While trapped in a stalled subway train on his morning commute, PR rep Byron Cole flirts with Levi, a young waiter with adorable curls. But Byron’s hopes for romance crash and burn when Levi saves him from a brutal explosion—with outlawed magic.
When Levi is imprisoned, Byron begins to question everything he’s ever believed. How can magic be evil when Levi used it to save dozens of lives? So Byron hatches a plan to save Levi that will cost him his job and probably his life. If he doesn’t pull it off, Levi will be put to death.
Byron must convince Levi to trust him, to trust his own magic, and to fight against the hatred that’s forced him to hide his true nature his entire life. The more Levi opens up, the harder Byron falls. And the more they have to lose.
Ooo boy, is this book timely. In a world very much like our own magic is a real thing.
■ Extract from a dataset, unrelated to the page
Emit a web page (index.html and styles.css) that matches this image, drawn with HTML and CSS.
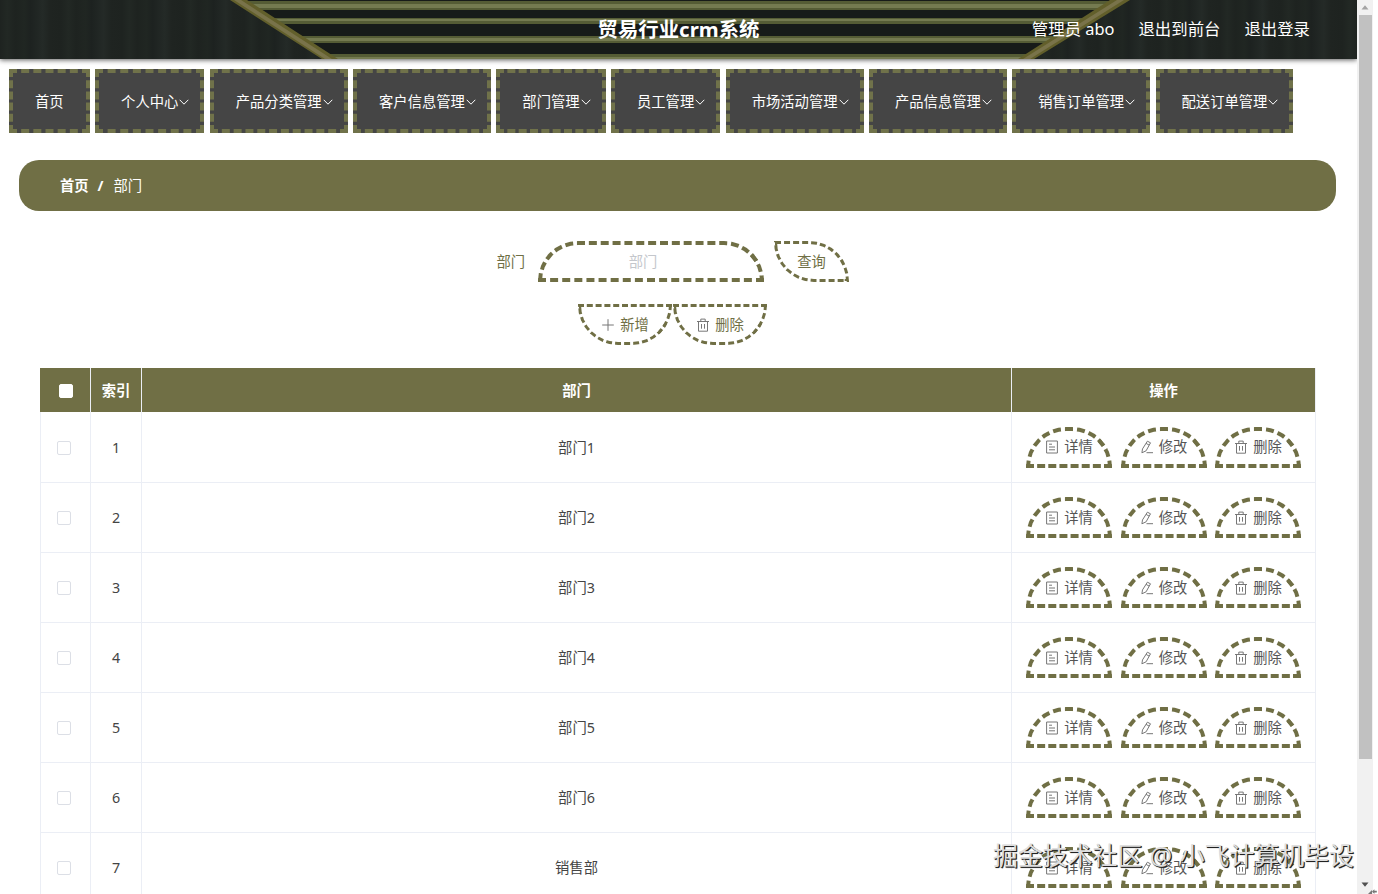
FILE: index.html
```
<!DOCTYPE html>
<html lang="zh-CN">
<head>
<meta charset="utf-8">
<title>贸易行业crm系统</title>
<link rel="stylesheet" href="styles.css">
</head>
<body>
<svg class="defs" width="0" height="0">
  <symbol id="down" viewBox="0 0 10 10"><path d="M.7 2.8 5 7.2 9.3 2.8"/></symbol>
  <symbol id="plus" viewBox="0 0 14 14"><path d="M7 1.2v11.6M1.2 7h11.6"/></symbol>
  <symbol id="trash" viewBox="0 0 14 14"><path d="M1 3.5h12M2.5 3.5v9.7h9V3.5M4.8 3.2V1.1h4.4v2.1M5.5 6v4.7M8.5 6v4.7"/></symbol>
  <symbol id="doc" viewBox="0 0 14 14"><path d="M1.6 1h10.8v12H1.6zM4 4.2h3M4 7h6M4 9.8h6"/></symbol>
  <symbol id="edit" viewBox="0 0 14 14"><path d="M7.4 1.2 10.5 2.8 6.1 10.8 1.9 12.8 2.5 8.9zM6.1 3.4l3 1.7M6.5 12.7H13"/></symbol>
</svg>
<main class="page">
  <header class="topbar">
    <svg class="topbar-art" viewBox="0 0 1357 59" preserveAspectRatio="none">
      <defs>
        <linearGradient id="grain" x1="0" x2="61" y1="0" y2="0" gradientUnits="userSpaceOnUse" spreadMethod="repeat">
          <stop offset="0" stop-color="#1e2320"/><stop offset=".12" stop-color="#222824"/><stop offset=".25" stop-color="#1e2320"/>
          <stop offset=".4" stop-color="#202622"/><stop offset=".5" stop-color="#1d2220"/><stop offset=".7" stop-color="#242a27"/><stop offset=".82" stop-color="#1f2421"/><stop offset="1" stop-color="#1e2320"/>
        </linearGradient>
        <clipPath id="panel"><path d="M238 0H1120L1028 59H330z"/></clipPath>
      </defs>
      <rect width="1357" height="59" fill="url(#grain)"/>
      <g clip-path="url(#panel)">
        <rect width="1357" height="59" fill="#171b19"/>
        <path fill="#555c35" d="M0 1h1357v9H0zM0 18h1357v6H0zM0 36h1357v7H0zM0 54h1357v5H0z"/>
        <path fill="#747a50" d="M0 4h1357v4H0zM0 19h1357v2H0zM0 38h1357v3H0zM0 57h1357v2H0z"/>
      </g>
      <path fill="#625f2b" d="M230 0H247L338 59H322zM1110 0H1130L1034 59H1018z"/>
      <path fill="#79734a" d="M234 0H241L332 59H325zM1117 0H1124L1030 59H1023z"/>
    </svg>
    <span class="side"></span>
    <h1 class="title">贸易行业crm系统</h1>
    <div class="side account"><span>管理员 abo</span><span>退出到前台</span><span>退出登录</span></div>
  </header>

  <nav class="menu">
    <a class="menu-item">首页</a>
    <a class="menu-item">个人中心<svg class="arrow"><use href="#down"/></svg></a>
    <a class="menu-item">产品分类管理<svg class="arrow"><use href="#down"/></svg></a>
    <a class="menu-item">客户信息管理<svg class="arrow"><use href="#down"/></svg></a>
    <a class="menu-item">部门管理<svg class="arrow"><use href="#down"/></svg></a>
    <a class="menu-item">员工管理<svg class="arrow"><use href="#down"/></svg></a>
    <a class="menu-item">市场活动管理<svg class="arrow"><use href="#down"/></svg></a>
    <a class="menu-item">产品信息管理<svg class="arrow"><use href="#down"/></svg></a>
    <a class="menu-item">销售订单管理<svg class="arrow"><use href="#down"/></svg></a>
    <a class="menu-item">配送订单管理<svg class="arrow"><use href="#down"/></svg></a>
  </nav>

  <div class="crumbs"><b>首页</b><b class="slash">/</b><span>部门</span></div>

  <div class="search">
    <label class="label" for="dept">部门</label>
    <input class="field" id="dept" placeholder="部门">
    <button class="query">查询</button>
  </div>
  <div class="tools">
    <button class="tool"><svg class="icon"><use href="#plus"/></svg>新增</button>
    <button class="tool"><svg class="icon"><use href="#trash"/></svg>删除</button>
  </div>

  <table class="grid">
    <colgroup><col class="c-check"><col class="c-index"><col class="c-name"><col class="c-ops"></colgroup>
    <thead><tr><th><i class="box head"></i></th><th>索引</th><th>部门</th><th>操作</th></tr></thead>
    <tbody id="rows"></tbody>
  </table>
</main>
<aside class="scroll">
  <svg class="scroll-arrow" viewBox="0 0 16 15"><path fill="#a3a3a3" d="M4.5 9.5h7L8 5.3z"/></svg>
  <div class="thumb"></div>
  <svg class="scroll-arrow end" viewBox="0 0 16 15"><path fill="#505050" d="M4.5 5.5h7L8 9.7z"/></svg>
</aside>
<svg class="corner" viewBox="0 0 12 10"><path d="M1 10 6 5v5zM6 7l3-3v2h3v2H9v2z"/></svg>
<div class="watermark">掘金技术社区 @ 小飞计算机毕设</div>
<script src="rows.js"></script>
</body>
</html>
```

FILE: styles.css
```
* { box-sizing: border-box; }
body {
  margin: 0;
  width: 1378px;
  height: 894px;
  display: flex;
  overflow: hidden;
  position: relative;
  background: #fff;
  color: #444;
  font: 14.3px/20px "Noto Sans", "Noto Sans CJK SC", sans-serif;
}
.defs { position: absolute; }
symbol { fill: none; }
svg use { fill: none; stroke: currentColor; }
button, input { font: inherit; background: none; }
.page { width: 1357px; height: 894px; overflow: hidden; flex: none; }

.topbar {
  position: relative;
  height: 59px;
  display: grid;
  grid-template-columns: 1fr auto 1fr;
  align-items: center;
  background: #1d211f;
  box-shadow: 0 1px 5px rgba(0, 0, 0, .65);
  color: #fff;
}
.topbar-art { position: absolute; inset: 0; width: 100%; height: 100%; }
.side { position: relative; }
.title { position: relative; margin: 0; font-size: 20.4px; line-height: 59px; font-weight: 700; }
.account { display: flex; justify-content: flex-end; gap: 24px; padding-right: 47px; font-size: 16.4px; white-space: nowrap; line-height: 56px; padding-bottom: 2px; }

.menu { display: flex; gap: 5.5px; padding: 10px 9px 0; }
.menu-item {
  height: 64px;
  padding: 1px 22px 0;
  border: 4px dashed #70724a;
  background: #454545;
  color: #fff;
  display: flex;
  align-items: center;
  white-space: nowrap;
}
.arrow { width: 10px; height: 10px; margin: 0 -11px 0 1px; flex: none; }

.crumbs {
  margin: 27px 21px 0 19px;
  height: 51px;
  padding-left: 41px;
  border-radius: 20px;
  background: #706f45;
  color: #fff;
  display: flex;
  align-items: center;
}
.slash { margin: 0 10px 0 9px; }

.search { display: flex; align-items: center; margin: 30px 0 0 496.5px; height: 41px; color: #706f45; }
.label { width: 41.5px; }
.field {
  width: 226px;
  height: 41px;
  padding: 0 16px 0 0;
  border: 4px dashed #706f45;
  border-radius: 40px 40px 0 0;
  text-align: center;
  outline: none;
}
.field::placeholder { color: #c4c7cc; opacity: 1; }
.query {
  width: 75px;
  height: 41px;
  margin-left: 10px;
  padding: 0;
  border: 3px dashed #706f45;
  border-radius: 0 40px 0 40px;
  color: #706f45;
}
.tools { display: flex; gap: 1px; margin: 22px 0 0 578px; }
.tool {
  width: 94px;
  height: 41px;
  padding: 0;
  border: 3px dashed #706f45;
  border-radius: 0 0 40px 40px;
  color: #706f45;
  display: flex;
  align-items: center;
  justify-content: center;
}
.icon { width: 14px; height: 14px; margin-right: 5px; flex: none; color: #777; }

.grid { width: 1276px; margin: 23px 0 0 40px; border-collapse: separate; border-spacing: 0; table-layout: fixed; text-align: center; }
.c-check { width: 51px; }
.c-index { width: 51px; }
.c-ops { width: 304px; }
.grid th { height: 44px; padding: 2px 0 0; background: #706f45; color: #fff; border-right: 1px solid #ebeef5; }
.grid td { height: 70px; padding: 1px 0 0; border-right: 1px solid #ebeef5; border-bottom: 1px solid #ebeef5; }
.grid td:first-child { border-left: 1px solid #ebeef5; }
.grid tr:first-child td { height: 71px; }
.grid td:last-child { padding-top: 0; }
.box { display: block; width: 14px; height: 14px; border: 1px solid #dcdfe6; border-radius: 2px; background: #fff; margin: 0 auto; position: relative; left: -1.5px; }
.box.head { left: .5px; border-color: #fff; }
.ops { display: flex; justify-content: center; gap: 8.5px; }
.op {
  width: 86px;
  height: 41px;
  padding: 0;
  border: 4px dashed #706f45;
  border-radius: 40px 40px 0 0;
  color: #555;
  display: flex;
  align-items: center;
  justify-content: center;
}

.scroll { width: 16px; height: 894px; background: #f1f1f1; display: flex; flex-direction: column; align-items: center; }
.scroll-arrow { width: 16px; height: 15px; flex: none; }
.end { margin-top: auto; margin-bottom: 2px; }
.thumb { width: 13px; height: 744px; background: #c1c1c1; }
.corner { position: absolute; right: 0; bottom: 0; width: 12px; height: 8px; fill: #777; }
.watermark {
  position: absolute;
  left: 993px;
  top: 837px;
  font-size: 24.9px;
  line-height: 36px;
  word-spacing: 1px;
  white-space: nowrap;
  color: #dedede;
  text-shadow: 1px 1px 0 #222, 1px 1px 1px #444;
}
```

FILE: rows.js
```
const names = ["部门1", "部门2", "部门3", "部门4", "部门5", "部门6", "销售部"];
const actions = [["doc", "详情"], ["edit", "修改"], ["trash", "删除"]];
const buttons = actions.map(([icon, text]) =>
  `<button class="op"><svg class="icon"><use href="#${icon}"/></svg>${text}</button>`).join("");
document.getElementById("rows").innerHTML = names.map((name, i) =>
  `<tr><td><i class="box"></i></td><td>${i + 1}</td><td>${name}</td><td><div class="ops">${buttons}</div></td></tr>`).join("");
```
Not everyone can use it, and those who can are forced to register with the government and are vilified by the public. (See that? Yup.)
Bryon works for the company that confines mages and believes the party line until he meets Levi, who saves his life with a well placed magical shield. Bryon wrapping his brain around this new information is one of my favorite parts of the book. We watch him struggle with long held beliefs, do his best to open his mind, and become friends with people he formerly would have brushed aside. The process takes time and feels right.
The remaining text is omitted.